Des épidémies de rougeole dans les îles Fiji, Tonga et Samoa se sont déclarées cet automne. L’île de Samoa est la plus touchée avec à ce jour (18.12.2019) 5’371 cas déclarés (Gouvernement de Samoa), dont 76 décès, principalement des enfants de moins de 5 ans. Ce taux de mortalité (1/70 cas de rougeole, soit une mortalité de 1.4%) paraît spectaculaire en regard du taux habituellement associé à un décès suite à une encéphalite rougeoleuse aigüe dans nos contrées (1/3000, 0,033%, cf. La rougeole, faits et méfaits). Ce dernier chiffre, qui n’est déjà pas anodin, est pourtant plus de 40 fois inférieur à celui qui sévit dans les iles Samoa, en ce moment. Tentatives d’explications.
Dans nos pays, dits développés, où la nutrition des nouveau-nés est correcte et où les soins médicaux prennent en charge de manière efficace les complications aigües d’une rougeole (otite, diarrhées, pneumonies, infections oculaires etc.), la mortalité est de fait essentiellement liée à l’encéphalite aigüe, d’où le taux de 1/3000 est déduit. Lorsque les conditions sanitaires et nutritionnelles ne sont pas optimales, les pathologies liées à une rougeole aigüe augmentent les cas de mortalité (pneumonie, déshydratation etc.). De plus, il est connu que la rougeole, même quand elle se résout sans séquelles visibles, provoque chaque fois une immunodéficience qui peut durer des semaines, voire des mois. On pense actuellement savoir comment cette immunodéficience s’installe. Deux études récentes démontrent en effet que la rougeole résulte en une disparition des cellules mémoires générées précédemment suite aux infections par d’autres pathogènes. Les enfants se retrouvent ainsi sans défense face à des pathogènes contre lesquels ils avaient précédemment monté une immunité, aidés en cela par les anticorps reçus de la mère pendant la grossesse, anticorps qui disparaissent progressivement quelques mois après la naissance. Enfin, il est connu que plus une épidémie de rougeole «flambe», dans un environnement où le nombre de susceptibles est important, plus la rougeole a tendance à afficher un taux de mortalité élevé. On n’a pas d’explication de ce phénomène. Peut-être s’agit-il d’une dose d’infection plus élevée, favorisée par une circulation du virus d’autant plus efficace que le nombre de susceptibles est élevé. Enfin, mais cela reste de la spéculation pure, ils se pourrait que dans le cas où la circulation du virus est grandement facilitée par le nombre de susceptibles, une quasi-espèce virale soit sélectionnée qui affiche une virulence plus grande (cf. La quasi-espèce). Huit différents génotypes de virus de la rougeole sont décrits de nos jours, mais pour l’instant aucune étude n’a été faite qui viendrait confirmer ou infirmer une différence de virulence associée à ces génotypes. Ces huit génotypes ne provoquent pas de changement d’antigénicité , la carte d’identité du virus reste la même et correspond à celle des souches utilisées dans les vaccins.

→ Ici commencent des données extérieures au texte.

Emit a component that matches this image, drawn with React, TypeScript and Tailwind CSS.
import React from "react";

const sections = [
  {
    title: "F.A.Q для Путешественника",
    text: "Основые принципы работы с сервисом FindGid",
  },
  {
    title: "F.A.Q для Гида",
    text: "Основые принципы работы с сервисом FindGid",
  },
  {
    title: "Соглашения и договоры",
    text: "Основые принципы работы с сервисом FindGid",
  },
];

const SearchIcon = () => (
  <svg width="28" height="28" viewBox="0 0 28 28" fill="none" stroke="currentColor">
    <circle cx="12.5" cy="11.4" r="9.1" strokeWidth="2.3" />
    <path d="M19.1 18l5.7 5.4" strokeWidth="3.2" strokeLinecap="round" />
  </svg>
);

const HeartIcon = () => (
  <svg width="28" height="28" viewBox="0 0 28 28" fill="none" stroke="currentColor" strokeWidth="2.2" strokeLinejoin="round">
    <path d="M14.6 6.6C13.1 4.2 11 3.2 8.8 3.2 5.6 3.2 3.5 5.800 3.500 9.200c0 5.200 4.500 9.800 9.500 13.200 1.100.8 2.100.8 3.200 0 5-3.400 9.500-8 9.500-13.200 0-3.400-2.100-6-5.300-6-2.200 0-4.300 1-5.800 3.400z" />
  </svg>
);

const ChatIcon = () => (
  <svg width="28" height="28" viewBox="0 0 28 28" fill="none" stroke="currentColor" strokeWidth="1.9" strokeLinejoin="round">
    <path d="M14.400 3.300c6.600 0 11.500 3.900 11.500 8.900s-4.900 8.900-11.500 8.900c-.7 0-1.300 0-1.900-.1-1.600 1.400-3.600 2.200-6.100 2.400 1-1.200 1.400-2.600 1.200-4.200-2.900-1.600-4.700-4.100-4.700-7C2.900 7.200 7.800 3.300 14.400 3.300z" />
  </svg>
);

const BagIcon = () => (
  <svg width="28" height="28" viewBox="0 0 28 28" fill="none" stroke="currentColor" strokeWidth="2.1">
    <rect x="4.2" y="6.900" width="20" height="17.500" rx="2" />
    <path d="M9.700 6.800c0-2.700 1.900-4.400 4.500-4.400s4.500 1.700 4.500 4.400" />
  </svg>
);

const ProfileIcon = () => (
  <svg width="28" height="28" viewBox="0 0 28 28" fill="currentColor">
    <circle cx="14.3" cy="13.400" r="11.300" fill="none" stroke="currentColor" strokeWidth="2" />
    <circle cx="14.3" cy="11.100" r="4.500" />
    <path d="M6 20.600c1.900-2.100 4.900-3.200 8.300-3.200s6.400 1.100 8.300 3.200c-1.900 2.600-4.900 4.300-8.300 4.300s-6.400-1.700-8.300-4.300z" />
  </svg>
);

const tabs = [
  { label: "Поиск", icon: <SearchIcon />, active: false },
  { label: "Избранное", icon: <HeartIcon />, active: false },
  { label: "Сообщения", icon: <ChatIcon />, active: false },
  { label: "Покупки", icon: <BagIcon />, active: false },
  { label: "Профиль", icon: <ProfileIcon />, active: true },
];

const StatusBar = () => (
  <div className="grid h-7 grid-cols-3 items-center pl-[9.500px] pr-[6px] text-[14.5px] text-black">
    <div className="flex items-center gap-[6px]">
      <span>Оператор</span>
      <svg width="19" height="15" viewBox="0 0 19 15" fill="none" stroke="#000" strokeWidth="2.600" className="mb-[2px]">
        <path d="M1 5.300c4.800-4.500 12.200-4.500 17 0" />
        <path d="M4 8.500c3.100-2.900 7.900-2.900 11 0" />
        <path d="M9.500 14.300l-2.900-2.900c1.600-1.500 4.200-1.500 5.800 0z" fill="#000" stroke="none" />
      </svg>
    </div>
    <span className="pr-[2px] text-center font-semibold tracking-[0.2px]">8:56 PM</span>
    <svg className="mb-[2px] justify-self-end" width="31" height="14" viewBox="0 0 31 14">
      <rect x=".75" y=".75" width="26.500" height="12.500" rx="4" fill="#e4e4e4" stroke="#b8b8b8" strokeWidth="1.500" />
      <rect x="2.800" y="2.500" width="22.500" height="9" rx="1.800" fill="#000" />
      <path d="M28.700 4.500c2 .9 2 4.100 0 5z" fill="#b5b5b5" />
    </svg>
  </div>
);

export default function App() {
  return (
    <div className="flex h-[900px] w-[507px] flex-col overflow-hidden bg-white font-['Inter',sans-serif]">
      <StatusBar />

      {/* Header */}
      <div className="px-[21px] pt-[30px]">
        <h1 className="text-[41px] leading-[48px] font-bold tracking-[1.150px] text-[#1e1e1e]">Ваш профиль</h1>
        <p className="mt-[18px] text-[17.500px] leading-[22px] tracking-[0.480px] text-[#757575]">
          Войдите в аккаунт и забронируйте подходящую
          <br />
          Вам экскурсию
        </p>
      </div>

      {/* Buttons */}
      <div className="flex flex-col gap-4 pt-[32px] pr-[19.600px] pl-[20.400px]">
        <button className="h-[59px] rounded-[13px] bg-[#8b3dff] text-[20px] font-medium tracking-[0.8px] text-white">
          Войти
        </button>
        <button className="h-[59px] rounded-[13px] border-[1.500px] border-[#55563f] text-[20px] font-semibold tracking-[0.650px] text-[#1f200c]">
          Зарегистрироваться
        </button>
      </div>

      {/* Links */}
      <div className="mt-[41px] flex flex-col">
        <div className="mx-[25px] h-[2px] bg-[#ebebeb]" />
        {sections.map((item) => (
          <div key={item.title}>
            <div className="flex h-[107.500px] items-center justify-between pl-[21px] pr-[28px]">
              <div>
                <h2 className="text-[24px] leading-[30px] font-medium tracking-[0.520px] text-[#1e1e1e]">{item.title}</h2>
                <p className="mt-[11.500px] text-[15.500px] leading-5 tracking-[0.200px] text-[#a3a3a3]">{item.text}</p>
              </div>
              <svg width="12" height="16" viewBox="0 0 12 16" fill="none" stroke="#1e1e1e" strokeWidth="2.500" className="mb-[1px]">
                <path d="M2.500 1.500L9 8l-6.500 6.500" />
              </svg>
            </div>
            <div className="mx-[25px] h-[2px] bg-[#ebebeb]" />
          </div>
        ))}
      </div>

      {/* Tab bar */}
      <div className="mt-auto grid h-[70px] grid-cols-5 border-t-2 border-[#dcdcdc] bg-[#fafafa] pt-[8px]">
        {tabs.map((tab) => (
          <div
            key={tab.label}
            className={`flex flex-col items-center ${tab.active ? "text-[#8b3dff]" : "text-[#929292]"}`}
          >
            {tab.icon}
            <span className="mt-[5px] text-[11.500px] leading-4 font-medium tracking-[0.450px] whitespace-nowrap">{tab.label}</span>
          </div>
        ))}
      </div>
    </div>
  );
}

Quoiqu’il en soit, le taux de mortalité associé à la rougeole de 1/60-70 cas n’est pas le fait unique des iles Samoa. L’OMS, qui a mis au point récemment une nouvelle méthode ( ?) pour comptabiliser les cas de rougeole et leur mortalité au niveau mondial, arrive avec des chiffres de 2010 et 2018, au même résultat.
En conclusion, il faut répéter que la rougeole n’est pas une maladie d’enfant anodine. Elle fait d’autant moins peur qu’elle est en phase de disparition chez nous grâce à la vaccination. Il faut pourtant un taux de vaccination, avec deux doses, de plus de 95% de la population pour que la circulation du virus soit arrêtée. Cette situation est atteinte lorsque l’incidence de la maladie est inférieure à 1 cas par année pour un million d’habitants. Il faut atteindre cette limite durant trois années d’affilée pour décréter que la circulation du virus est nulle. Dans une telle situation, la vaccination des nouveau-nés doit pourtant continuer pour faire face à une importation de virus venant d’une région où il circule encore. Ce ne sera que lorsque le virus aura été éradiqué de la planète entière que les vaccinations vont pouvoir cesser. Rappelons que, jusqu’à ce jour, seul le virus de la variole a été éradiqué dans les années 1970, abolissant du même coup une vaccination aux effets secondaires très délétères.